Ever wondered what goes on under the hood of Git? I’m here to pull back the curtain and take you on a deep dive into how Git works. It’s so much more than just a tool for version control; it’s a sophisticated system with its own architecture, operations, and even its own language. Understanding these can help us become more efficient and effective in our use of this powerful tool. Whether you’re new to Git or have been using it for years, there will be something in this article for you. We’ll explore the structure of repositories, the mechanics behind commits and branches, as well as how we can collaborate effectively and solve conflicts when they arise. So buckle up – we’re about to get technical!
Understanding the Basics of Version Control
Before we delve into git’s complex internals, let’s first get a grip on the basics of version control—it’ll make our journey much smoother. At its core, version control is a system that records changes to a file or set of files over time so that you can recall specific versions later. It allows you to revert selected files back to a previous state, revert the entire project back to a previous state, compare changes over time, see who last modified something that might be causing a problem and more.
Now, there are two types of version control systems: centralized and distributed. Centralized Version Control Systems (CVCSs) have one single repository where all the changes are stored. Distributed Version Control Systems (DVCSs), on the other hand, allow multiple repositories; each user has their own repository and working copy.
Git falls under DVCSs category. This means when I clone a repository from Git, I don’t just get the latest snapshot—I obtain an entire history of every change made in that project. So even if I’m offline or the central server goes down, I can still work seamlessly with my local copy.
Comprehending the Structure of Repositories
Understanding the structure of repositories isn’t as complicated as you might think, is it? When we talk about Git repositories, we are referring to a space where Git has been initiated and is actively tracking changes. This repository consists of three main parts: the working directory, the staging area, and the .git directory.
- The working directory: This is the part of the repository that you see and interact with on your computer. It contains all your files and their modifications.
- The staging area: Also known as the index, this part holds a snapshot of changes that will go into your next commit. Here’s where you add or remove files before finalizing them in a commit.
- The .git directory: This hidden folder is where Git stores metadata and object database for your project. It’s essentially what makes a directory into a Git repository.
All these components work together seamlessly within each repo to make version control possible with Git. They form an integral part of how I can track changes, revert back to previous versions if needed, and collaborate more effectively with other developers without stepping on each other’s toes. So now when someone talks about ‘Git’, think beyond just commands – imagine its robust architecture and efficient design!
The Mechanism of Commits and Branches
Isn’t it fascinating how commits and branches interplay to create a web of versions in our projects, letting our creativity flow without the fear of losing any progress? Each commit in Git encapsulates a snapshot of my project at a given point. It’s more than just a timestamp; it’s an amalgamation of changes I’ve made, complete with an identifier (a SHA-1 hash), metadata like author information, date, and a message describing what was done.

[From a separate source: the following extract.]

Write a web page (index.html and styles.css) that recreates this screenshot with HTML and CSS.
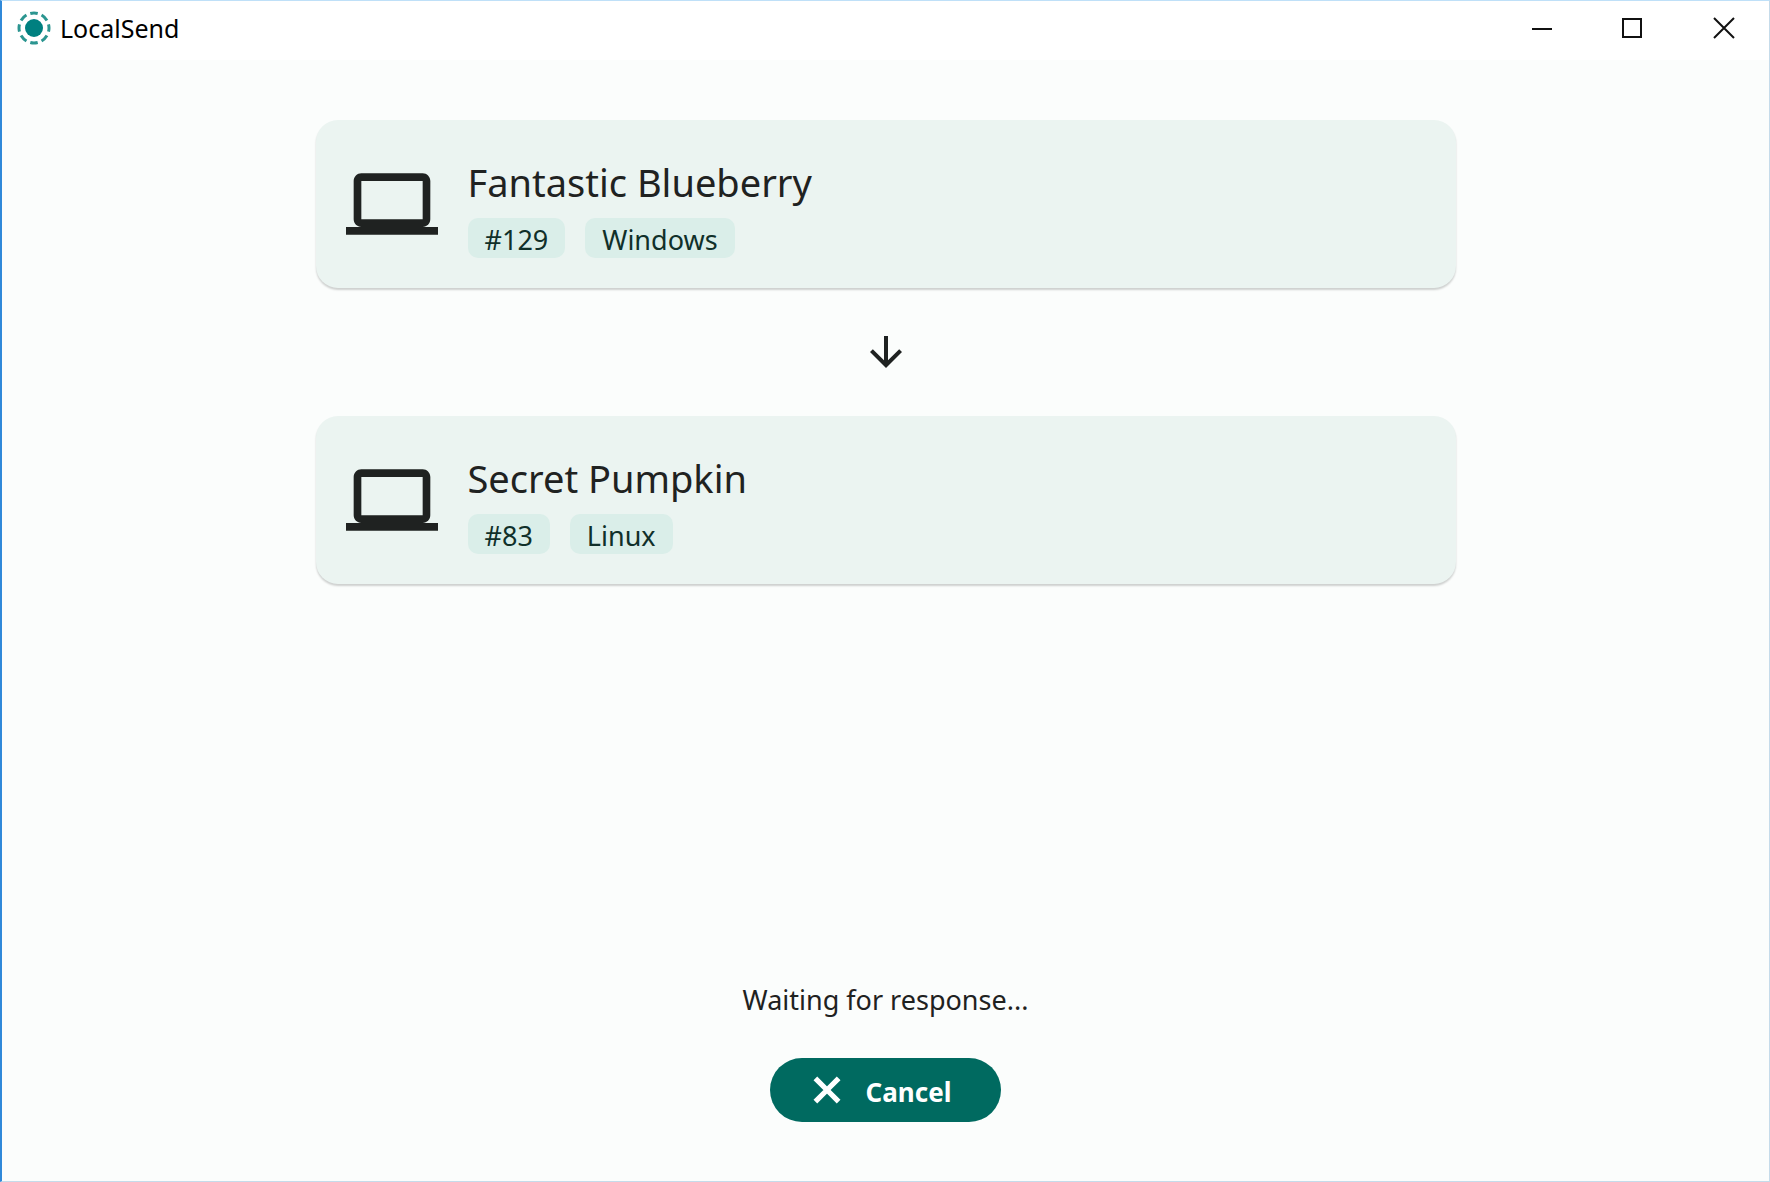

When I branch off, Git doesn’t duplicate my entire codebase but rather creates a lightweight movable pointer to these commits. This means each new branch is simply a new path for development, which can later be merged back into the main line or discarded without affecting anything else.
Managing branches is as simple as using ‘git branch’ to list all existing ones, ‘git checkout’ to switch between them or even create new ones on-the-fly. Merging these branches is just another commit that brings divergent lines of development together again.
Understanding this intricate dance between commits and branches enables me to harness the full power of Git. The fact that all this happens seamlessly beneath the surface makes it nothing short of magic!
Efficient Collaboration and Conflict Resolution
Ready to take your teamwork to the next level with efficient collaboration and conflict resolution? It’s all about leveraging git’s powerful features. Git allows multiple developers to work on different branches simultaneously, isolating their changes from each other until they’re ready for integration. This decentralized approach reduces conflicts and fosters rapid development.
But what happens when two developers modify the same line of code? A conflict arises. Git is smart but it can’t always automatically merge these changes. That’s where manual conflict resolution comes in.
Firstly, you must identify the conflicting files using
git status. The conflicting lines are marked within the files with ‘<<<<<<<‘, ‘=======’, and ‘>>>>>>>’ denoting the "HEAD" (your branch) and incoming changes respectively.
Next, you review both versions of code and decide which one to keep, or even write a new version that combines the best of both. After resolving all conflicts in a file, use
git add command to mark it as resolved.
Remember this: Efficient git collaboration isn’t just about working together; it’s also about knowing how to resolve disagreements decisively when they inevitably arise.